Physicians also will be able to query the data, allowing them to identify medical trends now hidden within millions of paper records.

Advocates say the electronic medical record will reduce potentially fatal errors and make hospitals and medical practices much more efficient.

"It allows you to practice the medicine of today, not of the past," said Dr. Raul Vazquez, a Buffalo family physician and early adopter of computerized patient records.

The Bush administration has encouraged hospitals and physicians to move forward over the next decade on computerized records while the federal government establishes national standards. Most doctors and hospitals have not yet adopted electronic medical record systems, with cost and complexity of the change being the major obstacles.

Locally, health care providers are making progress. For instance:

* The Veterans Administration Healthcare Network Upstate New York, which includes the medical center in Buffalo, was named among the 100 "Most Wired Hospitals" for 2006 by the American Hospital Association's Hospitals & Health Networks magazine.

* A group of regional health care organizations formed the Western New York Clinical Information Exchange and combined $3.5 million with a matching grant from the state to lay the foundation for a system that will allow them to exchange digitized information, including online prescribing.

* The Catholic Health System is making headway on a multiphase, multimillion-dollar project with Siemens Medical Solutions to install electronic medical records at its facilities, while offering a $350-a-month subsidy to affiliated private physicians who transition to electronic health records.

* Roswell Park Cancer Institute has earmarked $14 million over the next four years to expand its efforts that will soon allow physicians to order treatments by computer rather than by paper. I t's not as simple as installing a piece of software, as you would on a home computer.

For example, a doctor may give a treatment order on paper to a nurse, who transmits it to the pharmacy, which sends the medication to the proper floor in the hospital. With the computer, the doctor's order goes directly to the pharmacist. That's simpler, but it also means new work processes must be devised to ensure that the nursing staff or the next physician to care for the patient knows what has been ordered.

Now, multiply that countless times within all the departments in just one hospital, or across large hospital networks connected to health insurers, researchers and others.

"The challenge of the electronic medical record is making sure we get the right information to the right departments," said Dr. Michael Galang, chief medical information officer at the Catholic Health System.
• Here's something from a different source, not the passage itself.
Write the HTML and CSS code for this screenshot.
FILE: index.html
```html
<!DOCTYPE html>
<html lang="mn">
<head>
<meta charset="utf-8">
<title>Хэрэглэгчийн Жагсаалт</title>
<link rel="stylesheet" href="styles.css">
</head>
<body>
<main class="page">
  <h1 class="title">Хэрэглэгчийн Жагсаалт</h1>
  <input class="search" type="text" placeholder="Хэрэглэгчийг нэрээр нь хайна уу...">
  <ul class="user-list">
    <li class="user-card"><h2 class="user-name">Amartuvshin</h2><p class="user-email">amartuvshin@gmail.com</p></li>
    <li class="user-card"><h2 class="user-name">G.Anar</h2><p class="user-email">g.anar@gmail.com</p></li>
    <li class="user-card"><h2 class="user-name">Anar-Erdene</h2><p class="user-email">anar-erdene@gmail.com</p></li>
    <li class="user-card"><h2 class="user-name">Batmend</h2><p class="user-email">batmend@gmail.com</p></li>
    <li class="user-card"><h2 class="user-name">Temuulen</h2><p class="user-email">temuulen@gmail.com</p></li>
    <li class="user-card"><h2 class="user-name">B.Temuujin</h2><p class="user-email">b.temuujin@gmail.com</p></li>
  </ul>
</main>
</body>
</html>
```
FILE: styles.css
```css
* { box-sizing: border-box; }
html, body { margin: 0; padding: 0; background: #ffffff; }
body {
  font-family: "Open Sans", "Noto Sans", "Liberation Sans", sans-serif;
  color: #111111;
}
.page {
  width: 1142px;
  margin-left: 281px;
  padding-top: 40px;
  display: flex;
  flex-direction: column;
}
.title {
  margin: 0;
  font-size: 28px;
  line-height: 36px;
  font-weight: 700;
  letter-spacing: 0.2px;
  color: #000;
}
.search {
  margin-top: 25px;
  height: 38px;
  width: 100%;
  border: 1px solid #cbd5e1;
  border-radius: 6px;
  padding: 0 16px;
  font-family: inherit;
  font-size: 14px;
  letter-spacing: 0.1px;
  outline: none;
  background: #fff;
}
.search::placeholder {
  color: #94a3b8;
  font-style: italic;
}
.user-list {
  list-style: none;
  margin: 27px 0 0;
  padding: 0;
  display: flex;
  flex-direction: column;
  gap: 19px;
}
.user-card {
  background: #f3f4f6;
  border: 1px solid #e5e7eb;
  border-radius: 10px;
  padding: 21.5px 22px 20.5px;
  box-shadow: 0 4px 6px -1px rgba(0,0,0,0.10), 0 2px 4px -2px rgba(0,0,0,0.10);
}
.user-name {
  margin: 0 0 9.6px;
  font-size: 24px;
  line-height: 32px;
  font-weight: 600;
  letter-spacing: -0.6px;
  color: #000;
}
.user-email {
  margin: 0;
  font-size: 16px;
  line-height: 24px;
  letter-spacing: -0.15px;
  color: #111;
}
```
Moreover, while there are advantages to doctors inputting computerized notes about patients instead of using dictation, the electronic records must be carefully designed so that they record exactly what a doctor meant and can be universally understood by others.

"You have to preserve the quality of a physician's documentation and the physicians' practices," said Dr. Judy Smith, medical director at the cancer center, which is moving toward using templates that can adequately structure the physicians' documentation of patient information.
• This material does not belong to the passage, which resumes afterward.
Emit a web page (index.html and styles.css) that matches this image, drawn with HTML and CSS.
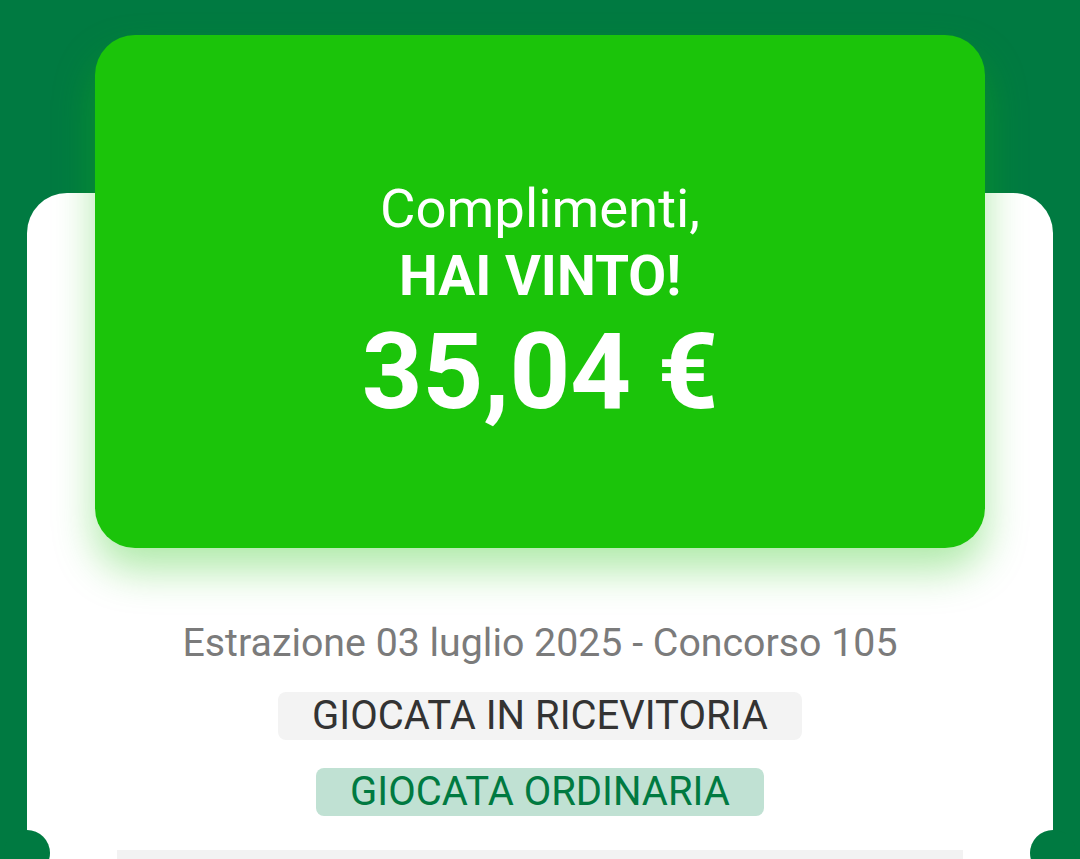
FILE: index.html
```html
<!DOCTYPE html>
<html lang="it">

<head>
    <meta charset="UTF-8" />
    <meta name="viewport" content="width=device-width, initial-scale=1.0" />
    <title>Esito giocata</title>
    <link rel="stylesheet" href="styles.css">
</head>

<body>
    <div class="page">
        <div class="ticket">
            <div class="win-card">
                <div class="win-hello">Complimenti,</div>
                <div class="win-title">HAI VINTO!</div>
                <div class="win-amount">35,04 €</div>
            </div>
            <div class="draw-info">Estrazione 03 luglio 2025 - Concorso 105</div>
            <div class="tag tag-grey">GIOCATA IN RICEVITORIA</div>
            <div class="tag tag-green">GIOCATA ORDINARIA</div>
            <div class="divider"></div>
            <span class="notch notch-left"></span>
            <span class="notch notch-right"></span>
        </div>
    </div>
</body>

</html>
```

FILE: styles.css
```css
* {
    margin: 0;
    padding: 0;
    box-sizing: border-box;
}

html,
body {
    height: 100%;
    overflow: hidden;
}

body {
    background-color: #007a41;
    font-family: Roboto, "Liberation Sans", sans-serif;
}

.page {
    padding: 193px 27px 0 27px;
}

.ticket {
    position: relative;
    background-color: #ffffff;
    border-radius: 40px 40px 0 0;
    height: 720px;
    display: flex;
    flex-direction: column;
    align-items: center;
}

.win-card {
    margin-top: -158px;
    width: 890px;
    height: 513px;
    background-color: #1bc40a;
    border-radius: 40px;
    box-shadow: 0 22px 40px rgba(27, 196, 10, 0.35);
    display: flex;
    flex-direction: column;
    align-items: center;
    color: #ffffff;
    padding-top: 139px;
}

.win-hello {
    font-size: 54.5px;
    line-height: 68px;
}

.win-title {
    font-size: 55px;
    font-weight: 700;
    line-height: 68px;
}

.win-amount {
    font-size: 106px;
    font-weight: 700;
    line-height: 124px;
}

.draw-info {
    margin-top: 71px;
    font-size: 39.3px;
    line-height: 48px;
    color: #7b7b7b;
}

.tag {
    font-size: 40px;
    line-height: 48px;
    padding: 0 34px;
    border-radius: 8px;
}

.tag-grey {
    margin-top: 25px;
    background-color: #f3f3f3;
    color: #333333;
}

.tag-green {
    margin-top: 28px;
    background-color: #c0e1d3;
    color: #007a41;
}

.divider {
    margin-top: 34px;
    width: 846px;
    height: 10px;
    background-color: #f2f2f2;
}

.notch {
    position: absolute;
    top: 637px;
    width: 46px;
    height: 46px;
    border-radius: 50%;
    background-color: #007a41;
}

.notch-left {
    left: -23px;
}

.notch-right {
    right: -23px;
}
```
On a smaller scale, the electronic medical record helps private doctors like Vazquez to lower costs, increase revenue and raise quality.

At his Niagara Street practice, patient information goes directly into the computer at check-in, with data filled into a standard form to reduce the chance of errors and incomplete material. Vazquez and his nurse practitioners type patient notes into handheld digital devices that include common treatment guidelines, such as for asthma and diabetes. Before Vazquez asks a question, he can glance at a list of suggested medications and any potential drug interactions based on that patient's medical history.

He's also combined his electronic medical record with software that automatically calls patients to remind them of appointments, delinquent accounts and with reminders to make arrangements for such tests as colonoscopies.

"Medicine today is high volume. We're all like mice running around that wheel in a cage," Vazquez said. "With the computer, you're able to get off the wheel and take a look around. It covers you."